Nesta circunstância, qual foi o meu papel? Nem o de inventor, nem o de criador.
Vi, observei, estudei os fatos com cuidado e perseverança; coordenei-os e lhes
deduzi as consequências: eis toda a parte que me cabe. Aquilo que fiz, outro poderia
ter feito em meu lugar. Em tudo isto fui simples instrumento dos pontos de
vista da Providência, e dou graças a Deus e aos Espíritos bons por se terem dignado
servir-se de mim.
É uma tarefa
que aceitei com alegria, e da qual me esforcei por tornar-me digno, pedindo a
Deus me desse as forças necessárias para realizá-la segundo a sua santa
vontade.
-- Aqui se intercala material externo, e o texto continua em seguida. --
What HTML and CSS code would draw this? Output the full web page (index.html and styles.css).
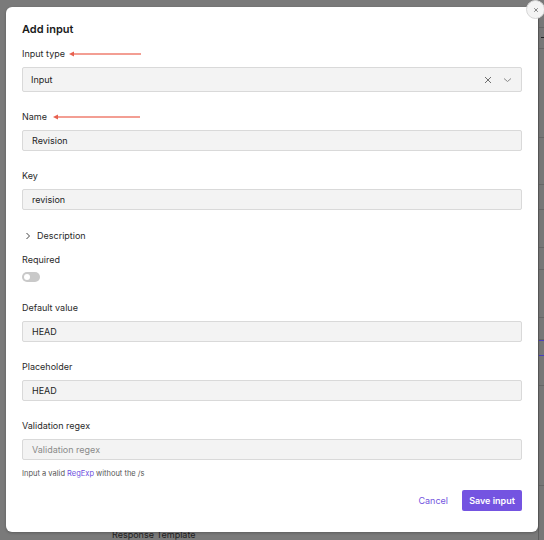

No entanto, a tarefa é pesada, mais pesada do que possam imaginá-la; e
se tem para mim algum mérito, é que tenho a consciência de não haver recuado perante
nenhum obstáculo e nenhum sacrifício. Será a obra da minha vida até meu último
dia, porque, na presença de um objetivo tão importante, todos os interesses
materiais e pessoais se apagam como pontos diante do infinito.
Termino esta
alocução, senhores, dirigindo sinceras felicitações aos nossos irmãos da
Bélgica, presentes ou ausentes, cujo zelo, devotamento e perseverança
contribuíram para a implantação do Espiritismo neste país. Estou convicto de
que as sementes plantadas nos grandes centros de população, como Bruxelas,
Antuérpia etc., não foram lançadas em solo estéril.